Redirecting domains (that’s so Black Hat)

This not-so-new trick has recently been used by SEO professionals, where there is 301 redirecting specific domains to funnel link juice right into their web proprieties. Just like many other black hat SEO techniques, it can work well as long as you execute it perfectly. However, once Google finds out, your rankings are gone and your entire time spent on building the juice flow will be in vain.

Getting significant results on SEO may take a long time, but it will be worth waiting for, instead of wanting fast results using black-hat SEO techniques that will damage your SEO process. When you are genuinely taking this SEO process seriously, you will do your best in maintaining and improving your business performance. Therefore, when big efforts may take long, better results will pay it off.

Domestic SEO: Getting the Best of Internal Linking in SEO

SEO tips

If you’re ever feeling masochistic, try to look up someone famous who is younger than you on Wikipedia and marvel at how much they’ve achieved compared to you. I did that when I was reading about the tennis prodigy Alexander ‘Sascha’ Zverev, who at the age of 21 and ranked fifth in the world is the youngest player in the top 10. Even at such a young age, his Wikipedia entry is longer than mine ever would, assuming that I would even have a Wikipedia entry of my own, which is not very likely.

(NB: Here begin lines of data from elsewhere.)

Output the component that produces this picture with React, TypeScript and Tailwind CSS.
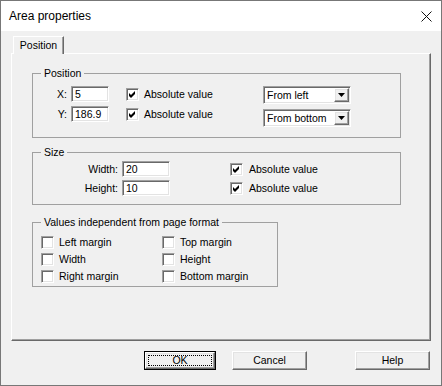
import React from 'react';

const sunken =
  'border border-t-[#a0a0a0] border-l-[#a0a0a0] border-b-white border-r-white shadow-[inset_1px_1px_0_#696969,inset_-1px_-1px_0_#e3e3e3]';
const raised =
  'border border-t-white border-l-white border-b-[#696969] border-r-[#696969] shadow-[inset_-1px_-1px_0_#a0a0a0,inset_1px_1px_0_#e3e3e3]';

const Check: React.FC<{ checked?: boolean }> = ({ checked }) => (
  <div className={`w-[13px] h-[13px] shrink-0 bg-white flex items-center justify-center ${sunken}`}>
    {checked && (
      <svg width="7" height="7" viewBox="0 0 7 7">
        <polygon points="0,2 2,4 6,0 6,3 2,7 0,5" fill="#000" />
      </svg>
    )}
  </div>
);

const Field: React.FC<{ value: string; w: string }> = ({ value, w }) => (
  <div className={`${w} h-[16px] bg-white flex items-center pl-[3px] leading-none ${sunken}`}>{value}</div>
);

const Combo: React.FC<{ value: string }> = ({ value }) => (
  <div className={`w-[88px] h-[18px] bg-white flex items-center ${sunken}`}>
    <span className="flex-1 pl-[3px] leading-none">{value}</span>
    <div className={`w-[15px] h-[14px] mr-[1px] bg-[#f0f0f0] flex items-center justify-center ${raised}`}>
      <svg width="7" height="4" viewBox="0 0 7 4">
        <polygon points="0,0 7,0 3.5,4" fill="#000" />
      </svg>
    </div>
  </div>
);

const Legend: React.FC<{ children: React.ReactNode }> = ({ children }) => (
  <legend className="ml-[8px] px-[3px] leading-[13px]">{children}</legend>
);

const CheckRow: React.FC<{ label: string; checked?: boolean; gap?: string }> = ({ label, checked, gap = 'gap-[5px]' }) => (
  <div className={`flex items-center h-[13px] ${gap}`}>
    <Check checked={checked} />
    <span className="leading-none">{label}</span>
  </div>
);

export default function App() {
  return (
    <div className="w-[442px] h-[386px] border border-[#777777] flex flex-col bg-[#f0f0f0] text-black text-[10.5px] font-['Liberation_Sans',Arial,sans-serif]">
      <div className="h-[30px] shrink-0 bg-white flex items-center pl-[8px] pr-[9px]">
        <span className="flex-1 text-[12px]">Area properties</span>
        <svg width="11" height="11" viewBox="0 0 11 11">
          <path d="M0.5 0.5 L10.5 10.5 M10.5 0.5 L0.5 10.5" stroke="#111" strokeWidth="1" />
        </svg>
      </div>

      <div className="flex-1 px-[10px] pt-[5px]">
        <div className="relative z-10 ml-[2px] -mb-[1px] w-[51px] h-[18px] bg-[#f0f0f0] border-t border-l border-r border-t-white border-l-white border-r-[#696969] shadow-[inset_-1px_0_0_#a0a0a0] flex items-center justify-center">
          Position
        </div>

        <div className="w-[420px] h-[288px] border border-t-white border-l-white border-r-[#696969] border-b-[#696969] shadow-[inset_-1px_-1px_0_#a0a0a0] pl-[20px] pt-[13px]">
          <fieldset className="w-[369px] h-[71px] border border-[#a0a0a0]">
            <Legend>Position</Legend>
            <div className="flex mt-[6px]">
              <div className="w-[230px] flex flex-col gap-[4px]">
                {[
                  ['X:', '5'],
                  ['Y:', '186.9'],
                ].map(([l, v]) => (
                  <div key={l} className="flex items-center h-[16px]">
                    <span className="w-[34px] text-right leading-none">{l}</span>
                    <div className="ml-[4px]">
                      <Field value={v} w="w-[38px]" />
                    </div>
                    <div className="ml-[17px]">
                      <CheckRow label="Absolute value" checked />
                    </div>
                  </div>
                ))}
              </div>
              <div className="flex flex-col gap-[5px]">
                <Combo value="From left" />
                <Combo value="From bottom" />
              </div>
            </div>
          </fieldset>

          <fieldset className="mt-[8px] w-[369px] h-[59px] border border-[#a0a0a0]">
            <Legend>Size</Legend>
            <div className="flex flex-col gap-[3px] mt-[2px]">
              {[
                ['Width:', '20'],
                ['Height:', '10'],
              ].map(([l, v]) => (
                <div key={l} className="flex items-center h-[16px]">
                  <span className="w-[85px] text-right leading-none">{l}</span>
                  <div className="ml-[4px]">
                    <Field value={v} w="w-[48px]" />
                  </div>
                  <div className="ml-[60px]">
                    <CheckRow label="Absolute value" checked gap="gap-[6px]" />
                  </div>
                </div>
              ))}
            </div>
          </fieldset>

          <fieldset className="mt-[11px] w-[246px] h-[71px] border border-[#a0a0a0]">
            <Legend>Values independent from page format</Legend>
            <div className="grid grid-cols-[121px_1fr] gap-y-[4px] mt-[7px] pl-[8px]">
              <CheckRow label="Left margin" />
              <CheckRow label="Top margin" />
              <CheckRow label="Width" />
              <CheckRow label="Height" />
              <CheckRow label="Right margin" />
              <CheckRow label="Bottom margin" />
            </div>
          </fieldset>
        </div>

        <div className="flex mt-[10px]">
          <div className="ml-[133px] w-[72px] h-[19px] border border-black p-0">
            <div className={`w-full h-full flex items-center justify-center p-[2px] ${raised}`}>
              <div className="w-full h-full border border-dotted border-black flex items-center justify-center">OK</div>
            </div>
          </div>
          <div className={`ml-[16px] w-[75px] h-[19px] flex items-center justify-center ${raised}`}>Cancel</div>
          <div className={`ml-[48px] w-[75px] h-[19px] flex items-center justify-center ${raised}`}>Help</div>
        </div>
      </div>
    </div>
  );
}
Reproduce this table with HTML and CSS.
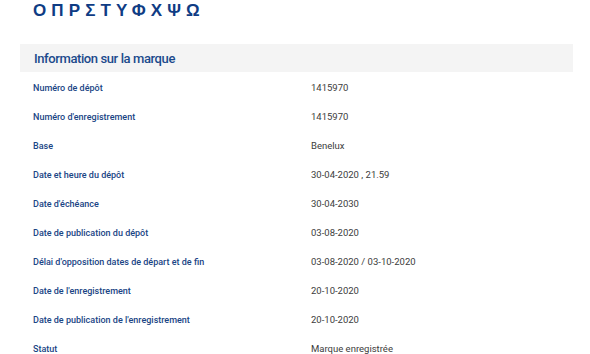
FILE: index.html
```html
<!DOCTYPE html>
<html lang="fr">
<head>
<meta charset="utf-8">
<title>Information sur la marque</title>
<link rel="stylesheet" href="styles.css">
</head>
<body>
<main class="page">
  <h1 class="mark-name">ΟΠΡΣΤΥΦΧΨΩ</h1>
  <section class="info">
    <h2 class="info-title">Information sur la marque</h2>
    <dl class="info-list">
      <div class="row"><dt>Numéro de dépôt</dt><dd>1415970</dd></div>
      <div class="row"><dt>Numéro d'enregistrement</dt><dd>1415970</dd></div>
      <div class="row"><dt>Base</dt><dd>Benelux</dd></div>
      <div class="row"><dt>Date et heure du dépôt</dt><dd>30-04-2020 , 21.59</dd></div>
      <div class="row"><dt>Date d'échéance</dt><dd>30-04-2030</dd></div>
      <div class="row"><dt>Date de publication du dépôt</dt><dd>03-08-2020</dd></div>
      <div class="row"><dt>Délai d'opposition dates de départ et de fin</dt><dd>03-08-2020 / 03-10-2020</dd></div>
      <div class="row"><dt>Date de l'enregistrement</dt><dd>20-10-2020</dd></div>
      <div class="row"><dt>Date de publication de l'enregistrement</dt><dd>20-10-2020</dd></div>
      <div class="row"><dt>Statut</dt><dd>Marque enregistrée</dd></div>
    </dl>
  </section>
</main>
</body>
</html>
```
FILE: styles.css
```css
html, body {
  margin: 0;
  padding: 0;
  background: #ffffff;
}

body {
  font-family: Roboto, "Liberation Sans", sans-serif;
  color: #3a3a3a;
}

.page {
  padding: 0 17px 0 20px;
}

.mark-name {
  margin: 0;
  padding: 2px 0 0 13px;
  font-family: "Liberation Sans", Arial, sans-serif;
  font-weight: 700;
  font-size: 17px;
  line-height: 18px;
  letter-spacing: 5.1px;
  color: #0f3c84;
}

.info {
  margin-top: 24px;
}

.info-title {
  margin: 0;
  height: 28px;
  display: flex;
  align-items: center;
  padding-left: 14px;
  background: #f4f4f4;
  font-size: 13px;
  font-weight: 500;
  letter-spacing: -0.4px;
  color: #1b4a8c;
}

.info-list {
  margin: 1px 0 0;
  padding: 0;
}

.row {
  display: grid;
  grid-template-columns: 278px 1fr;
  height: 29px;
  align-items: center;
  padding-left: 13px;
}

.row dt {
  font-size: 9px;
  font-weight: 500;
  color: #1a4585;
}

.row dd {
  margin: 0;
  font-size: 9.5px;
  color: #3c3c3c;
}
```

To further cement the point, Sascha’s Wikipedia entry also has a link to a page containing the details of his career so far. If I’d like to, I could actually spend the entire day tracking his entire career from his Wikipedia page, made possible by the generous amount of links Wikipedia has kindly provided. This is what is referred to as internal linking, in which links to pages from the same website are spread throughout a certain page, enticing users to click through those various links to catch up on the whole story, so to speak. For marketers and SEO services, internal linking is an essential process in optimizing a website.

SEO and internal linking

Links, specifically backlinks, are an integral part of SEO. In fact, the first algorithm that Google use to evaluate pages for their search engine, PageRank, named after co-founder Larry Page, uses the number and quality of backlinks as a primary criteria. Now that the ubiquitous search engine has two decades of progress on its back, links are just one of many, yet still important, part of the equation.

By comparison, internal links don’t directly impact how certain websites might rank in a given search engine results page, which is why sometimes, they are overlooked in the whole SEO process. In reality, internal links do have a direct effect on SEO, but not in the same way that backlinks do. Rather, internal links are integral during the process of web crawling and indexing, in which search engines identify and evaluate websites to be included in their search results.

Determining how link values are distributed across your website

Link value is closely related to the issue of information architecture but they’re not completely interchangeable. When search engines crawl and index your website, they look to your website’s sitemap for information on how your site is organized, its topology for a lack of a better word. For the most part, this topology will closely correlate to the link of value of your website pages, the homepage sitting at the top and the various contents at the bottom.

This is partly because in most cases, links to your homepage will be almost always included in every single page of your website. By the same token, contents that are linked only within the category page will carry less link value and therefore ranked less prominently. This idea can be manipulated by having sections for most recent and/or popular contents within your main page to boost the link value of those contents.

Content structure and the relationships between content

By now, you should be aware of the use of ‘tags’ within various sections of the internet. These tags are what web admins use to categorize pages based on the type of contents. Navigate to the ‘Royal Family’ section on the Sydney Morning Herald for example and you’ll be taken to a page featuring a collection of stories from the Duke and Duchess of Sussex’ ongoing visit to Australia. These section pages occupy the middle ground between the main page of your website and your main contents.

When search engine crawls through your website, these tags help them understand how pages within your website are related to each other. As with most things in life, few things are ever simply one thing, so a post about the dress the Duchess wore on a particular day would be tagged as both ‘Fashion’ and ‘Royal Family’. In each of the articles within the ‘Royal Family’ section, there would be a link to the section page itself, which acts as a signpost to web crawlers which pages that cover similar subject matter.

These tags could also be used to establish content structure by working hand in hand with the link values described above. Normally, websites operate under a pyramid-esque structure. At the top is the main page of the website itself, linked from every page of the website. Underneath that, we have the section pages, linked from every page of the related section. At the bottom sit the actual contents, linked from the section page and often other related contents but not as much as the section pages.

The recent trend is that websites are no longer using section pages simply as a collection of links, rather we’re now seeing more and more of what I like to call headlining contents or what the internet refers to as cornerstone contents. This type of content serves as a more-focused section page but with the added touch of a narrative. Instead of simply listing articles within that section, cornerstone contents attempt to create a narrative that binds those articles together.

For example, say you’re trying to do a piece on the history of electric car development from its infancy in the early 20th century to the now infamous General Motors EV1 and the burgeoning industry of electric cars in the current climate thanks to Tesla and the Nissan Leaf. Instead of presenting this as one article, you can divide this piece into several articles but with one overarching outline serving as the cornerstone content. As such, when search engines crawl and index your website, this cornerstone will be given more prominence above the other smaller articles.

The phenomenon of Wikipedia wormhole

Other than for the purpose of crawling and indexing, internal linking can also be used to the purpose of making your website more attractive to readers by this thing we call Wikipedia wormhole. For those unaware, Wikipedia wormhole is the phenomenon in which an unsuspecting reader begins his day reading about Nick Kyrgios only to end up on the page for Kosovo War solely through Wikipedia’s internal links.

By using internal links and recommendations on your contents, you can entice your visitors to an extended stay in your website. Always keep in mind that while SEO is for search engines, it’s your actual human visitors that should serve as the ultimate goal and proper use of internal linking works on both counts.